_RECORDED INFORMATION_:
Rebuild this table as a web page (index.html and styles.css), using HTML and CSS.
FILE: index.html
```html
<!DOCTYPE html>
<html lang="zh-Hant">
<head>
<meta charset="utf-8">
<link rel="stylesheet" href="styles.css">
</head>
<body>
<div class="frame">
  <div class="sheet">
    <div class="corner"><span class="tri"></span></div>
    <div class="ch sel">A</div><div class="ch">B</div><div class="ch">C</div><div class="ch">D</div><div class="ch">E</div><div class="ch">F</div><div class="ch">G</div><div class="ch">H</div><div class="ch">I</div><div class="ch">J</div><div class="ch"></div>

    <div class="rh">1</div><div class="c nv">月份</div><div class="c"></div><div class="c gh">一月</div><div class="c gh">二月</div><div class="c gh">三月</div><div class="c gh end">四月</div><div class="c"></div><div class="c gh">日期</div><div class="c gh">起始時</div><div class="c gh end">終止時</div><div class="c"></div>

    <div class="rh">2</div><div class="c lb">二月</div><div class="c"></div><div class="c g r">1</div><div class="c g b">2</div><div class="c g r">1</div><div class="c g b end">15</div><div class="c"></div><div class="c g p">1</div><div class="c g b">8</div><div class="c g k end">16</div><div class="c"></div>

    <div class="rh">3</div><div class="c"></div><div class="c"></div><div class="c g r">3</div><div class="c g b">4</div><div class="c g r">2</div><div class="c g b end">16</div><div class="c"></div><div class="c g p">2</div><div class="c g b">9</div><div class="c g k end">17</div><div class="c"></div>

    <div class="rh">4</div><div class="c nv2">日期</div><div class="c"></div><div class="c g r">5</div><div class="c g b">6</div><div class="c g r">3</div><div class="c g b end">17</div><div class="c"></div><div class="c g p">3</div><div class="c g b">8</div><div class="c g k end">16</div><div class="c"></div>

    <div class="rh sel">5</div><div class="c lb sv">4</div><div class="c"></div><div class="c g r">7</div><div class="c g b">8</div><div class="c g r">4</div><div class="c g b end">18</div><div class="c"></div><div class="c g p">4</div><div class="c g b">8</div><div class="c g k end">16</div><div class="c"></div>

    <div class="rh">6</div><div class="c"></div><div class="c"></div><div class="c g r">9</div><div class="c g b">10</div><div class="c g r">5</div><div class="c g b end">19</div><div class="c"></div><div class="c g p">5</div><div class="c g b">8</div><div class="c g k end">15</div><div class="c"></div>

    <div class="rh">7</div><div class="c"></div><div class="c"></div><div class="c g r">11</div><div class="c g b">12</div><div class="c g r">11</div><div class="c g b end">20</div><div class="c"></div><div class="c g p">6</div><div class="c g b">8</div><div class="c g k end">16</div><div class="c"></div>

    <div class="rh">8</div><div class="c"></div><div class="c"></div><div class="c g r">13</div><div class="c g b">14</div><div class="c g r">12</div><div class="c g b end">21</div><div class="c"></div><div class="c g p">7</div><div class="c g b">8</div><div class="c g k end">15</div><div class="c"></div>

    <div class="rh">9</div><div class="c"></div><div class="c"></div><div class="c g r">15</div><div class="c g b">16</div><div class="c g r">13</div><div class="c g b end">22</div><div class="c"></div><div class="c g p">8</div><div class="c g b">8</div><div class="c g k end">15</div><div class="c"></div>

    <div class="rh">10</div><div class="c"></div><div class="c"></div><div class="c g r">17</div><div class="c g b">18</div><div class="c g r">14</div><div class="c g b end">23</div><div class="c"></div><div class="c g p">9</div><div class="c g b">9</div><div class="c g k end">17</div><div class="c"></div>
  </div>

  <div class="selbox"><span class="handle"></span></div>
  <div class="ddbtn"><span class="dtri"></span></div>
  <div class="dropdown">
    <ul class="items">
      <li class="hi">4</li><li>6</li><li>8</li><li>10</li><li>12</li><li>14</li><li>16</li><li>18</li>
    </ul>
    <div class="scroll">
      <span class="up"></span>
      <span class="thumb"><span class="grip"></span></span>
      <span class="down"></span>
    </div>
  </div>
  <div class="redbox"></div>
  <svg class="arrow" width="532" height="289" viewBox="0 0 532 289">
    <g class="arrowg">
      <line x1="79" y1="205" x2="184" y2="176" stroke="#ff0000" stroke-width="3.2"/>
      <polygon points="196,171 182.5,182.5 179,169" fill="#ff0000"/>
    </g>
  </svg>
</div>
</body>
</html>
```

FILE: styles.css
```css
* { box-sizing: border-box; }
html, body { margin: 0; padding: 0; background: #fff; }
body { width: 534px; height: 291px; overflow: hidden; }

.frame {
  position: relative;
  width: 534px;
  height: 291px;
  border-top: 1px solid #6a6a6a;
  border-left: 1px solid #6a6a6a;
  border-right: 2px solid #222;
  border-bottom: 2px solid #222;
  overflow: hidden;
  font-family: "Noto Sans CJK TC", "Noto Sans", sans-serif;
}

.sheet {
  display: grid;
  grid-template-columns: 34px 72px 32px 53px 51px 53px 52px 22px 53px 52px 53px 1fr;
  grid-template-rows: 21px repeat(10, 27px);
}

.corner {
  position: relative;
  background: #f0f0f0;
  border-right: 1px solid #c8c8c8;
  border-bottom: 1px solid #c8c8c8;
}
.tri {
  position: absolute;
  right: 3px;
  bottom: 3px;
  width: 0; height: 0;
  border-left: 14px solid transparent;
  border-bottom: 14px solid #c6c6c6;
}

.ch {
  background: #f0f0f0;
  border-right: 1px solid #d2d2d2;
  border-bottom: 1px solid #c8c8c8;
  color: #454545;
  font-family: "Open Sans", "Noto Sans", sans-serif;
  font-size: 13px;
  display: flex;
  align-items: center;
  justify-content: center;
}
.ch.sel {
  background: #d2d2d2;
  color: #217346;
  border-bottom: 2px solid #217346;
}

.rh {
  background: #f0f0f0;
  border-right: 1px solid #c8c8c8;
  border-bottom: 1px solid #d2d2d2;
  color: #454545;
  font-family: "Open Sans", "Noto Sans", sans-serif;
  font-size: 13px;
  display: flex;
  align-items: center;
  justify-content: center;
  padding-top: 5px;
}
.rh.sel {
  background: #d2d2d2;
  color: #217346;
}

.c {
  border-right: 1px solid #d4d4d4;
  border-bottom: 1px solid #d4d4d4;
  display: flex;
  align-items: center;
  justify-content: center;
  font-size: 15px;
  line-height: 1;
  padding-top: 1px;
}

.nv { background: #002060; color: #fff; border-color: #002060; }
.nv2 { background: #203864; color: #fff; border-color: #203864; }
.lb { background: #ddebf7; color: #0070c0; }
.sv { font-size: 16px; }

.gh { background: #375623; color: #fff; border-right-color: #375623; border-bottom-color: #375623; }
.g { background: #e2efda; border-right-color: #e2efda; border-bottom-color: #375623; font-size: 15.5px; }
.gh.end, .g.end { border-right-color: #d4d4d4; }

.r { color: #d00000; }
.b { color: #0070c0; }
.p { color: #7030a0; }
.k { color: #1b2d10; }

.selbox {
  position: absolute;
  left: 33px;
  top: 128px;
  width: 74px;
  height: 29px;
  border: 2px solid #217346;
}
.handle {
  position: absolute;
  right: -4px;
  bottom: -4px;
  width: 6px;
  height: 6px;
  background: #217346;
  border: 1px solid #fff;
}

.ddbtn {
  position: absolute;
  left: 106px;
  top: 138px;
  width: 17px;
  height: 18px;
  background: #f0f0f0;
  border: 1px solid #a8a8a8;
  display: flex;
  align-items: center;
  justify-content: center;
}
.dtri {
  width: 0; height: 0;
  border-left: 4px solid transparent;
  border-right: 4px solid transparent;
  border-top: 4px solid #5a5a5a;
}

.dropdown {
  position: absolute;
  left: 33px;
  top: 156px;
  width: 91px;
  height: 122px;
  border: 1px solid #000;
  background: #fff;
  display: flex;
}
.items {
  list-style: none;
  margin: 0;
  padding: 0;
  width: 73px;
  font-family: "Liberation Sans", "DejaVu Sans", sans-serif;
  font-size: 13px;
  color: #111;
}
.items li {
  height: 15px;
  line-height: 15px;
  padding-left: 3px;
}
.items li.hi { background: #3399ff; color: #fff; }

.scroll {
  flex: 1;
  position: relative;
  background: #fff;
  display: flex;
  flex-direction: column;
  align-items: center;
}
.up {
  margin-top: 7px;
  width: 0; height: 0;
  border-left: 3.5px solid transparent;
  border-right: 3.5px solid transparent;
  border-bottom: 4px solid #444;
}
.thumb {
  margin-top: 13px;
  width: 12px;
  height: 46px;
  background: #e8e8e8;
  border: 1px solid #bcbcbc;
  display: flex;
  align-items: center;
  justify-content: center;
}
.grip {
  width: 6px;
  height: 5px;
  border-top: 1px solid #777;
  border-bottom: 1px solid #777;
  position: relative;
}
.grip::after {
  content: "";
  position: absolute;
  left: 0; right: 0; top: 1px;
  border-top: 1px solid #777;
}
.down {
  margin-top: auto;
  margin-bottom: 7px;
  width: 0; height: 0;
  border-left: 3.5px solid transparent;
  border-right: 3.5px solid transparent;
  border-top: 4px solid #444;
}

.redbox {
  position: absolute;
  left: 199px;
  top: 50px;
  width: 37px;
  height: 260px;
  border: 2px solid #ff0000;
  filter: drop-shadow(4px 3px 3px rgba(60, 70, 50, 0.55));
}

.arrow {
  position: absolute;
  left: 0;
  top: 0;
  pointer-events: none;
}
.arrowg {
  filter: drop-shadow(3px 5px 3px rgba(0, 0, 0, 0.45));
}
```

_SHORT EXERCISE_: Using the listing above, return all lines where the word "index" occurs.

_TASK SOLUTION_:
Rebuild this table as a web page (index.html and styles.css), using HTML and CSS.
FILE: index.html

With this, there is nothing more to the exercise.